И последний урок. Поименую его профессиональным. В авторском послесловии к «Путешественнику» Битов предлагает обоснование изобретенного им жанра: дубль «объединяет акт написания и чтения, подтягиваясь к живописи. Ибо живопись мы сначала видим целиком, а потом разглядываем, а литературу сначала разглядываем (в последовательности чтения), а потом видим целиком, как картину. Автор не способен перечитать себя — поэтому он повторяется». Обоснование, надо сказать, отдающее оголтелым солипсизмом. В самом деле, читателю-то какое дело до авторской способности-неспособности перечитать себя. Читатель, будь он трижды филолог, все одно обращается к буковкам на бумаге как к литературе, т. е. именно «в последовательности чтения». Это потом уже он, прочитав и отрефлектировав, получит возможность оценить случившийся текст целиком, как картину. Как это предлагал ему — хотя и в эпилоге — своенравный автор. Но вопрос о солипсизме — т. е. вопрос о том, куда девается (и продолжает ли вообще существовать) читатель в тот момент, когда он, дочитав ли последнюю страницу, отложив ли в сторону за ненадобностью, захлопывает книжицу — похоже, был для автора вовсе не праздным. За свыше чем полвека литературной работы он воспитал, выпестовал любовно собственного читателя. Предполагаемая Битовым степень читательского участия в тексте была не столь категорична, как жесткий императив Цветаевой, едва ли авторского сотворчества не требовавшей, — тем не менее они одной природы.

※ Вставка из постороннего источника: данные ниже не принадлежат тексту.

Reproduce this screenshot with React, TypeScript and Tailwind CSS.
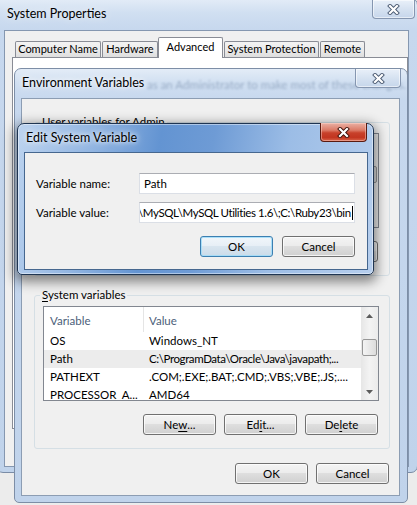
import React from "react";

const btnBase =
  "flex h-[21px] w-[73px] shrink-0 items-center justify-center rounded-[3px] border text-[11.5px] leading-none text-black";
const btnNormal =
  "border-[#707070] bg-[linear-gradient(180deg,#f4f4f4_0%,#ececec_45%,#dedede_50%,#d0d0d0_100%)] shadow-[inset_0_0_0_1px_rgba(255,255,255,0.75)]";
const btnDefault =
  "border-[#3c7fb1] bg-[linear-gradient(180deg,#f1f6fa_0%,#e7eff6_45%,#d8e5ef_50%,#cbdbe9_100%)] shadow-[inset_0_0_0_1px_rgba(160,220,248,0.85)]";

function Button({ children, def }: { children?: React.ReactNode; def?: boolean }) {
  return <div className={`${btnBase} ${def ? btnDefault : btnNormal}`}>{children}</div>;
}

function U({ children }: { children: React.ReactNode }) {
  return <span className="underline underline-offset-[2px]">{children}</span>;
}

function XGlyph({ dark }: { dark: string }) {
  return (
    <svg width="13" height="11" viewBox="0 0 13 11">
      <path d="M3 2 L10 9 M10 2 L3 9" stroke={dark} strokeWidth="4" strokeLinecap="square" fill="none" />
      <path d="M3 2 L10 9 M10 2 L3 9" stroke="#ffffff" strokeWidth="2.2" strokeLinecap="square" fill="none" />
    </svg>
  );
}

function Arrow({ up }: { up?: boolean }) {
  return (
    <svg width="7" height="4" viewBox="0 0 7 4">
      <polygon points={up ? "0,4 7,4 3.5,0" : "0,0 7,0 3.5,4"} fill="#5c5c5c" />
    </svg>
  );
}

type Row = { name: string; value: string; tight?: boolean };

function ListView({ rows, highlight, header }: { rows: Row[]; highlight?: number; header: boolean }) {
  return (
    <div className="flex h-[95px] border border-[#828790] bg-white">
      <div className="flex min-w-0 flex-1 flex-col overflow-hidden">
        {header && (
          <div className="flex h-[25px] shrink-0 text-[#4c607a]">
            <div className="flex h-full w-[100px] shrink-0 items-center border-r border-[#e5e5e5] pl-[6px] pt-[3px]">
              Variable
            </div>
            <div className="flex h-full items-center pl-[5px] pt-[3px]">Value</div>
          </div>
        )}
        {rows.map((r, i) => (
          <div
            key={i}
            className={`flex h-[18px] shrink-0 items-center whitespace-nowrap ${
              i === highlight ? "bg-[#ececec]" : ""
            }`}
          >
            <div className="w-[100px] shrink-0 pl-[6px]">{r.name}</div>
            <div className={`pl-[5px] ${r.tight ? "tracking-[-0.4px]" : ""}`}>{r.value}</div>
          </div>
        ))}
      </div>
      <div className="flex w-[17px] shrink-0 flex-col bg-[linear-gradient(90deg,#e6e6e6_0%,#f3f3f3_50%,#ebebeb_100%)]">
        <div className="flex h-[17px] shrink-0 items-center justify-center">
          <Arrow up />
        </div>
        <div className="flex flex-1 flex-col">
          <div className="mx-[1px] mt-[15px] h-[17px] rounded-[2px] border border-[#979797] bg-[linear-gradient(90deg,#f4f4f4_0%,#e8e8e8_50%,#dcdcdc_100%)]" />
        </div>
        <div className="flex h-[17px] shrink-0 items-center justify-center">
          <Arrow />
        </div>
      </div>
    </div>
  );
}

function VarGroup({
  legend,
  rows,
  highlight,
  header,
  covered,
  className,
}: {
  legend: React.ReactNode;
  rows: Row[];
  highlight?: number;
  header: boolean;
  covered?: boolean;
  className: string;
}) {
  return (
    <fieldset className={`ml-[12px] mr-[9px] rounded-[3px] border border-[#d5dfe5] pb-[13px] pl-[8px] pr-[10px] ${className}`}>
      <legend className="ml-[-3px] px-[2px] text-[11.5px] leading-[14px]">{legend}</legend>
      <div className="mt-[4px]">
        <ListView rows={rows} highlight={highlight} header={header} />
      </div>
      <div className="mr-[1px] mt-[13px] flex justify-end gap-[8px]">
        {covered ? (
          <>
            <Button />
            <Button />
            <Button />
          </>
        ) : (
          <>
            <Button>
              Ne<U>w</U>...
            </Button>
            <Button>
              Ed<U>i</U>t...
            </Button>
            <Button>
              De<U>l</U>ete
            </Button>
          </>
        )}
      </div>
    </fieldset>
  );
}

const inactiveFrame =
  "bg-[linear-gradient(180deg,#e3ecf7_0px,#d0dff1_14px,#c7d8ee_30px,#c0d3eb_100%)]";
const activeFrame =
  "bg-[linear-gradient(100deg,#bcd3ef_0%,#93b6e2_20%,#6394d2_38%,#6e9bd5_52%,#9cbde6_72%,#b6ceed_100%)]";

const inactiveClose =
  "absolute flex h-[19px] items-center justify-center rounded-b-[4px] border border-t-0 border-[#8596b0] bg-[linear-gradient(180deg,#e9f0f9_0%,#d6e2f1_50%,#c6d6eb_100%)] shadow-[inset_0_0_0_1px_rgba(255,255,255,0.55)]";

const tabIdle =
  "flex h-[16px] items-center justify-center rounded-t-[2px] border border-b-0 border-[#898c95] bg-[linear-gradient(180deg,#f3f3f3_0%,#ebebeb_50%,#dedede_100%)] text-[11px]";

export default function App() {
  const sysRows: Row[] = [
    { name: "OS", value: "Windows_NT" },
    { name: "Path", value: "C:\\ProgramData\\Oracle\\Java\\javapath;...", tight: true },
    { name: "PATHEXT", value: ".COM;.EXE;.BAT;.CMD;.VBS;.VBE;.JS;...." },
    { name: "PROCESSOR_A...", value: "AMD64" },
  ];

  return (
    <div className="relative h-[505px] w-[417px] overflow-hidden bg-[#ececec] font-['Lato',sans-serif] text-[11.5px] text-black">
      {/* System Properties window */}
      <div
        className={`absolute left-[-4px] top-[-2px] flex h-[475px] w-[422px] flex-col rounded-[7px] border border-[#7a8ca6] ${inactiveFrame}`}
      >
        <div className="flex h-[31px] shrink-0 items-center pl-[10px] text-[12.5px] text-black [text-shadow:0_0_8px_rgba(255,255,255,0.9)]">
          System Properties
        </div>
        <div className={`${inactiveClose} right-[2px] top-[1px] w-[43px]`}>
          <XGlyph dark="#4b5b73" />
        </div>
        <div className="mb-[5px] ml-[7px] mr-[8px] flex flex-1 flex-col border border-[#8597b0] bg-[#f0f0f0]">
          <div className="flex h-[26px] shrink-0 items-end pl-[10px]">
            <div className={`${tabIdle} w-[86px]`}>Computer Name</div>
            <div className={`${tabIdle} ml-[1px] w-[56px]`}>Hardware</div>
            <div className="relative z-10 mb-[-1px] flex h-[21px] w-[65px] items-center justify-center rounded-t-[2px] border border-b-0 border-[#898c95] bg-white pb-[2px] text-[11px]">
              Advanced
            </div>
            <div className={`${tabIdle} ml-[1px] w-[95px]`}>System Protection</div>
            <div className={`${tabIdle} ml-[1px] w-[45px]`}>Remote</div>
          </div>
          <div className="ml-[7px] h-[372px] shrink-0 border border-[#898c95] bg-white" />
        </div>
      </div>

      {/* Environment Variables window */}
      <div
        className={`absolute left-[14px] top-[68px] flex h-[435px] w-[394px] flex-col rounded-t-[7px] rounded-b-[5px] border border-[#7d8ea6] ${inactiveFrame}`}
      >
        <div className="relative flex h-[29px] shrink-0 items-center overflow-hidden pl-[7px]">
          <span className="pointer-events-none absolute left-[132px] top-[7px] whitespace-nowrap text-[11.5px] text-[#6d84a3] opacity-55 blur-[1.2px]">
            as an Administrator to make most of these changes.
          </span>
          <span className="relative text-[12.5px] [text-shadow:0_0_8px_rgba(255,255,255,0.95),0_0_4px_rgba(255,255,255,0.9)]">
            Environment Variables
          </span>
        </div>
        <div className={`${inactiveClose} right-[6px] top-0 w-[46px]`}>
          <XGlyph dark="#4b5b73" />
        </div>
        <div className="mb-[6px] ml-[6px] mr-[7px] flex flex-1 flex-col border border-[#8c9db3] bg-[#f0f0f0]">
          <VarGroup
            className="mt-[16px]"
            legend={
              <>
                <U>U</U>ser variables for Admin
              </>
            }
            rows={[]}
            header={false}
            covered
          />
          <VarGroup
            className="mt-[12px]"
            legend={
              <>
                <U>S</U>ystem variables
              </>
            }
            rows={sysRows}
            highlight={1}
            header
          />
          <div className="mt-[14px] flex justify-end gap-[8px] pr-[10px]">
            <Button>OK</Button>
            <Button>Cancel</Button>
          </div>
        </div>
      </div>

      {/* Edit System Variable dialog */}
      <div
        className={`absolute left-[17px] top-[123px] flex h-[152px] w-[357px] flex-col rounded-t-[7px] rounded-b-[5px] border border-[#1f3552] ${activeFrame} shadow-[inset_0_0_0_1px_rgba(255,255,255,0.45),0_4px_12px_3px_rgba(0,0,0,0.45)]`}
      >
        <div className="flex h-[28px] shrink-0 items-center pl-[8px] text-[12.5px] [text-shadow:0_0_8px_rgba(255,255,255,0.95),0_0_4px_rgba(255,255,255,0.9)]">
          Edit System Variable
        </div>
        <div className="absolute right-[6px] top-[-1px] flex h-[19px] w-[47px] items-center justify-center rounded-b-[4px] border border-t-0 border-[#5a1a10] bg-[linear-gradient(180deg,#eab1a5_0%,#dc7a66_40%,#c8412b_55%,#c23520_80%,#d9644a_100%)] shadow-[inset_0_0_0_1px_rgba(255,220,210,0.45)]">
          <XGlyph dark="#3d0f08" />
        </div>
        <div className="mb-[4px] ml-[6px] mr-[5px] flex flex-1 flex-col border border-[#46678f] bg-[#f0f0f0] pl-[11px] pr-[12px]">
          <div className="mt-[20px] flex h-[21px] items-center">
            <div className="w-[103px] shrink-0">Variable name:</div>
            <div className="flex h-[21px] w-[217px] items-center border border-[#dbdfe6] border-t-[#abadb3] bg-white pl-[4px]">
              Path
            </div>
          </div>
          <div className="mt-[8px] flex h-[21px] items-center">
            <div className="w-[103px] shrink-0">Variable value:</div>
            <div className="flex h-[21px] w-[217px] items-center overflow-hidden whitespace-nowrap border border-[#dbdfe6] border-t-[#abadb3] bg-white">
              <span className="ml-[-2px] shrink-0 tracking-[-0.4px]">\MySQL\MySQL Utilities 1.6\;C:\Ruby23\bin</span>
              <span className="ml-[1px] h-[14px] w-[1px] shrink-0 bg-black" />
            </div>
          </div>
          <div className="mt-[13px] flex justify-end gap-[9px]">
            <Button def>OK</Button>
            <Button>Cancel</Button>
          </div>
        </div>
      </div>
    </div>
  );
}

В отклике на смерть Сергея Довлатова Бродский сказал (и в его устах это прозвучало как высшая похвала): «…двигало им вполне бессознательное ощущение, что проза должна мериться стихом <…> он стремился на бумаге к лаконичности, к лапидарности, присущей поэтической речи: к предельной емкости выражения. Выражающийся таким образом по-русски всегда дорого расплачивается за свою стилистику. Мы — нация многословная и многосложная; мы — люди придаточного предложения, завихряющихся прилагательных. Говорящий кратко, тем более — кратко пишущий, обескураживает и как бы компрометирует словесную нашу избыточность. Собеседник, отношения с людьми вообще начинают восприниматься балластом, мертвым грузом — и сам собеседник первый, кто это чувствует. Даже если он и настраивается на вашу частоту, хватает его ненадолго».

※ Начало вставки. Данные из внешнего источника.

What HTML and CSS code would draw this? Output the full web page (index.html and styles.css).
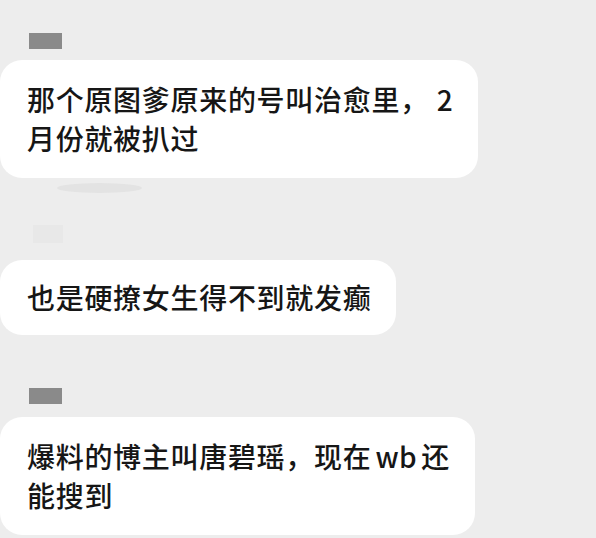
FILE: index.html
```html
<!DOCTYPE html>
<html lang="zh-CN">
<head>
<meta charset="utf-8">
<link rel="stylesheet" href="styles.css">
</head>
<body>
<div class="chat">
  <div class="name name-first"></div>
  <div class="bubble bubble-first">那个原图爹原来的号叫治愈里，<span class="latin latin-num">2</span><br>月份就被扒过</div>
  <div class="smudge"></div>
  <div class="name name-faint"></div>
  <div class="bubble bubble-second">也是硬撩女生得不到就发癫</div>
  <div class="name name-third"></div>
  <div class="bubble bubble-third">爆料的博主叫唐碧瑶，现在<span class="latin">wb</span>还<br>能搜到</div>
</div>
</body>
</html>
```

FILE: styles.css
```css
html, body {
  margin: 0;
  padding: 0;
  background: #ededed;
}
body {
  width: 596px;
  height: 538px;
  overflow: hidden;
}
.chat {
  display: flex;
  flex-direction: column;
  align-items: flex-start;
}
.name {
  width: 33px;
  height: 16px;
  margin-left: 29px;
  background: #8a8a8a;
}
.name-first {
  margin-top: 33px;
}
.name-faint {
  margin-top: 32px;
  margin-left: 33px;
  width: 30px;
  height: 18px;
  background: #e8e8e8;
}
.name-third {
  margin-top: 53px;
}
.smudge {
  margin-top: 5px;
  margin-left: 57px;
  width: 85px;
  height: 10px;
  border-radius: 50%;
  background: #e3e3e3;
}
.bubble {
  background: #ffffff;
  color: #161616;
  font-family: "Noto Sans CJK SC", sans-serif;
  font-size: 28px;
  font-weight: 500;
  line-height: 39px;
  letter-spacing: 0.7px;
  padding: 20px 25px 20px 27px;
  border-radius: 22px;
  white-space: nowrap;
}
.latin {
  margin: 0 4px;
  letter-spacing: 0.5px;
}
.latin-num {
  margin: 0 0 0 8px;
}
.bubble-first {
  margin-top: 11px;
}
.bubble-second {
  margin-top: 17px;
  padding-top: 18px;
  padding-bottom: 18px;
}
.bubble-third {
  margin-top: 13px;
}
```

К Битову сказанное можно отнести с не меньшей степенью справедливости — с единственной оговоркой: в случае нашего автора речь, похоже, идет не о «бессознательном ощущении», а о целенаправленной установке строить прозу по законам поэзии. Дело вовсе не в том, что Битов сам пишет стихи, и даже не в том, что классическое определение «наилучшие слова в наилучшем порядке» может и до́лжно быть применимо к уважающей себя прозе. Дело в иной природе отношений между автором и порождаемым им текстом.
Стихотворец — по отношению к прозаику — все-таки существо несоизмеримо более свободное: он не одержим демиургическим зудом созидания в песочнице текста жизнеспособных миров и персонажей. Единожды создав суверенный мир и поселившись в нем, он лишь уточняет детали, порой предпринимает косметический ремонт, порой фундаментальную перепланировку, но уже не покидает раз навсегда избранного жилища. Жилище это населено не так, как у нормального прозаика — персонажами, — но исключительно авторскими двойниками. И время там течет по иным законам — не лучшим и не худшим, но более суверенным по отношению к реальности. «Потому что поэт, — сказано одним из двойников Бродского, — он всегда дело со Временем имеет. <…> Даже когда про пространство сочиняет. Потому что песня — она что? Она — реорганизованное Время… Любая. Даже птичкина. Потому что звук — или там нота — он секунду занимает, и другой звук секунду занимает. Звуки, они, допустим, разные, а секунды — они всегда те же. Но из-за звуков <…> и секунды становятся разными».
Легкость авторского своеволия в отношениях со временем составляет одну из привлекательнейших, магнетических черт Битовской прозы. «На этот раз был понедельник», — мог обронить он небрежно, либо же впасть в лукавое философствование: «Если согласиться с тем, что история делится на века, и представить себе их отдельность…» Суверенность личного времени и его принципиальная несовпадаемость с общепринятым являлась для Битова непререкаемым постулатом и одновременно поводом для почти сладострастного самокопания. Суверенность эта жестко связана с той певчей, «птичкиной» природой реорганизованного времени, о которой шла речь в приведенной цитате из Бродского: «Словно я попал в некое птичье племя, перелетное время».
Это личное время автора будто бы находилось в прямой зависимости от текста, им — прямо сейчас, в данную секунду, на глазах у читателя — порождаемого. Классический механизм лирики.